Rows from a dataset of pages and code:
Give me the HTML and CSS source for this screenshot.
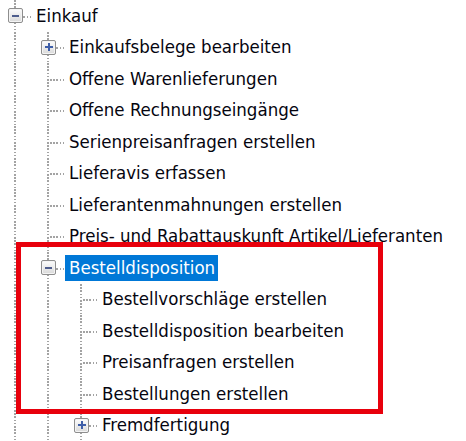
FILE: index.html
```html
<!DOCTYPE html>
<html lang="de">
<head>
<meta charset="utf-8">
<title>Einkauf</title>
<link rel="stylesheet" href="styles.css">
</head>
<body>
<div class="tree">
  <div class="row"><span class="g tee"><span class="box minus"></span></span><span class="label">Einkauf</span></div>
  <div class="row"><span class="g v"></span><span class="g tee"><span class="box plus"></span></span><span class="label">Einkaufsbelege bearbeiten</span></div>
  <div class="row"><span class="g v"></span><span class="g tee"></span><span class="label">Offene Warenlieferungen</span></div>
  <div class="row"><span class="g v"></span><span class="g tee"></span><span class="label">Offene Rechnungseingänge</span></div>
  <div class="row"><span class="g v"></span><span class="g tee"></span><span class="label">Serienpreisanfragen erstellen</span></div>
  <div class="row"><span class="g v"></span><span class="g tee"></span><span class="label">Lieferavis erfassen</span></div>
  <div class="row"><span class="g v"></span><span class="g tee"></span><span class="label">Lieferantenmahnungen erstellen</span></div>
  <div class="row"><span class="g v"></span><span class="g tee"></span><span class="label">Preis- und Rabattauskunft Artikel/Lieferanten</span></div>
  <div class="row"><span class="g v"></span><span class="g tee"><span class="box minus"></span></span><span class="label selected">Bestelldisposition</span></div>
  <div class="row"><span class="g v"></span><span class="g v"></span><span class="g tee"></span><span class="label">Bestellvorschläge erstellen</span></div>
  <div class="row"><span class="g v"></span><span class="g v"></span><span class="g tee"></span><span class="label">Bestelldisposition bearbeiten</span></div>
  <div class="row"><span class="g v"></span><span class="g v"></span><span class="g tee"></span><span class="label">Preisanfragen erstellen</span></div>
  <div class="row"><span class="g v"></span><span class="g v"></span><span class="g tee"></span><span class="label">Bestellungen erstellen</span></div>
  <div class="row"><span class="g v"></span><span class="g v"></span><span class="g tee"><span class="box plus"></span></span><span class="label">Fremdfertigung</span></div>
</div>
<div class="annot"></div>
</body>
</html>
```
FILE: styles.css
```css
html, body {
  margin: 0;
  padding: 0;
  background: #ffffff;
  overflow: hidden;
  width: 466px;
  height: 441px;
}
body {
  position: relative;
  font-family: "DejaVu Sans Condensed", "DejaVu Sans", sans-serif;
  font-stretch: condensed;
  color: #05050f;
}
.tree {
  display: flex;
  flex-direction: column;
  padding-top: 0;
}
.row {
  display: flex;
  align-items: center;
  height: 31.5px;
  white-space: nowrap;
}
.g {
  flex: 0 0 33px;
  width: 33px;
  height: 100%;
  display: flex;
  align-items: center;
  background-repeat: no-repeat;
}
.v {
  background-image: repeating-linear-gradient(to bottom, #a3a3a3 0 1.6px, transparent 1.6px 3.2px);
  background-position: 14px 0;
  background-size: 2px 100%;
}
.tee {
  background-image:
    repeating-linear-gradient(to bottom, #a3a3a3 0 1.6px, transparent 1.6px 3.2px),
    repeating-linear-gradient(to right, #a3a3a3 0 1.6px, transparent 1.6px 3.2px);
  background-position: 14px 0, 17px 15.5px;
  background-size: 2px 100%, 16px 2px;
}
.box {
  box-sizing: border-box;
  width: 15px;
  height: 15px;
  margin-left: 8px;
  border: 1px solid #8e8e8e;
  border-radius: 2px;
  box-shadow: inset 0 0 0 1px #f4f4f4;
  background-repeat: no-repeat;
}
.minus {
  background-image:
    linear-gradient(#4e5d8c, #4e5d8c),
    linear-gradient(#fdfdfd, #d9d9d9);
  background-position: center, 0 0;
  background-size: 7px 2px, 100% 100%;
}
.plus {
  background-image:
    linear-gradient(#3e5ea8, #3e5ea8),
    linear-gradient(#3e5ea8, #3e5ea8),
    linear-gradient(#fdfdfd, #d9d9d9);
  background-position: center, center, 0 0;
  background-size: 8px 2px, 2px 8px, 100% 100%;
}
.label {
  font-size: 18.5px;
  line-height: 26px;
  height: 26px;
  padding: 0 3px;
}
.selected {
  margin-left: -1px;
  padding: 0 3px 0 4px;
  background: #0078d7;
  color: #ffffff;
}
.annot {
  position: absolute;
  left: 16px;
  top: 242px;
  width: 367px;
  height: 172px;
  box-sizing: border-box;
  border: 5px solid #e8000c;
}
```
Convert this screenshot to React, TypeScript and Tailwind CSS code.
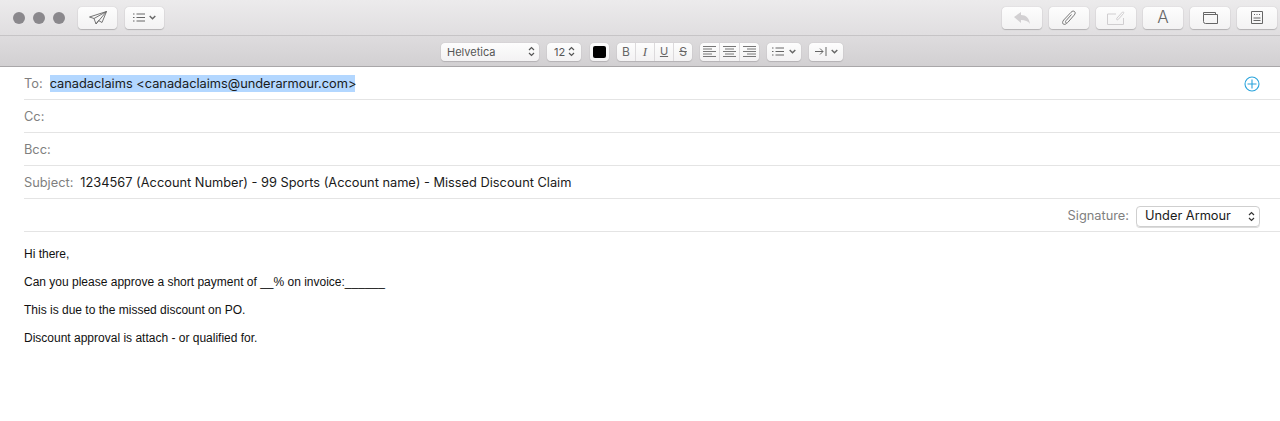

■ **Work to be completed**
Repeat the entries exactly and keep the pictures out of the copy.

■ **Full response**
Give me the HTML and CSS source for this screenshot.
FILE: index.html
```html
<!DOCTYPE html>
<html lang="de">
<head>
<meta charset="utf-8">
<title>Einkauf</title>
<link rel="stylesheet" href="styles.css">
</head>
<body>
<div class="tree">
  <div class="row"><span class="g tee"><span class="box minus"></span></span><span class="label">Einkauf</span></div>
  <div class="row"><span class="g v"></span><span class="g tee"><span class="box plus"></span></span><span class="label">Einkaufsbelege bearbeiten</span></div>
  <div class="row"><span class="g v"></span><span class="g tee"></span><span class="label">Offene Warenlieferungen</span></div>
  <div class="row"><span class="g v"></span><span class="g tee"></span><span class="label">Offene Rechnungseingänge</span></div>
  <div class="row"><span class="g v"></span><span class="g tee"></span><span class="label">Serienpreisanfragen erstellen</span></div>
  <div class="row"><span class="g v"></span><span class="g tee"></span><span class="label">Lieferavis erfassen</span></div>
  <div class="row"><span class="g v"></span><span class="g tee"></span><span class="label">Lieferantenmahnungen erstellen</span></div>
  <div class="row"><span class="g v"></span><span class="g tee"></span><span class="label">Preis- und Rabattauskunft Artikel/Lieferanten</span></div>
  <div class="row"><span class="g v"></span><span class="g tee"><span class="box minus"></span></span><span class="label selected">Bestelldisposition</span></div>
  <div class="row"><span class="g v"></span><span class="g v"></span><span class="g tee"></span><span class="label">Bestellvorschläge erstellen</span></div>
  <div class="row"><span class="g v"></span><span class="g v"></span><span class="g tee"></span><span class="label">Bestelldisposition bearbeiten</span></div>
  <div class="row"><span class="g v"></span><span class="g v"></span><span class="g tee"></span><span class="label">Preisanfragen erstellen</span></div>
  <div class="row"><span class="g v"></span><span class="g v"></span><span class="g tee"></span><span class="label">Bestellungen erstellen</span></div>
  <div class="row"><span class="g v"></span><span class="g v"></span><span class="g tee"><span class="box plus"></span></span><span class="label">Fremdfertigung</span></div>
</div>
<div class="annot"></div>
</body>
</html>
```
FILE: styles.css
```css
html, body {
  margin: 0;
  padding: 0;
  background: #ffffff;
  overflow: hidden;
  width: 466px;
  height: 441px;
}
body {
  position: relative;
  font-family: "DejaVu Sans Condensed", "DejaVu Sans", sans-serif;
  font-stretch: condensed;
  color: #05050f;
}
.tree {
  display: flex;
  flex-direction: column;
  padding-top: 0;
}
.row {
  display: flex;
  align-items: center;
  height: 31.5px;
  white-space: nowrap;
}
.g {
  flex: 0 0 33px;
  width: 33px;
  height: 100%;
  display: flex;
  align-items: center;
  background-repeat: no-repeat;
}
.v {
  background-image: repeating-linear-gradient(to bottom, #a3a3a3 0 1.6px, transparent 1.6px 3.2px);
  background-position: 14px 0;
  background-size: 2px 100%;
}
.tee {
  background-image:
    repeating-linear-gradient(to bottom, #a3a3a3 0 1.6px, transparent 1.6px 3.2px),
    repeating-linear-gradient(to right, #a3a3a3 0 1.6px, transparent 1.6px 3.2px);
  background-position: 14px 0, 17px 15.5px;
  background-size: 2px 100%, 16px 2px;
}
.box {
  box-sizing: border-box;
  width: 15px;
  height: 15px;
  margin-left: 8px;
  border: 1px solid #8e8e8e;
  border-radius: 2px;
  box-shadow: inset 0 0 0 1px #f4f4f4;
  background-repeat: no-repeat;
}
.minus {
  background-image:
    linear-gradient(#4e5d8c, #4e5d8c),
    linear-gradient(#fdfdfd, #d9d9d9);
  background-position: center, 0 0;
  background-size: 7px 2px, 100% 100%;
}
.plus {
  background-image:
    linear-gradient(#3e5ea8, #3e5ea8),
    linear-gradient(#3e5ea8, #3e5ea8),
    linear-gradient(#fdfdfd, #d9d9d9);
  background-position: center, center, 0 0;
  background-size: 8px 2px, 2px 8px, 100% 100%;
}
.label {
  font-size: 18.5px;
  line-height: 26px;
  height: 26px;
  padding: 0 3px;
}
.selected {
  margin-left: -1px;
  padding: 0 3px 0 4px;
  background: #0078d7;
  color: #ffffff;
}
.annot {
  position: absolute;
  left: 16px;
  top: 242px;
  width: 367px;
  height: 172px;
  box-sizing: border-box;
  border: 5px solid #e8000c;
}
```
Convert this screenshot to React, TypeScript and Tailwind CSS code.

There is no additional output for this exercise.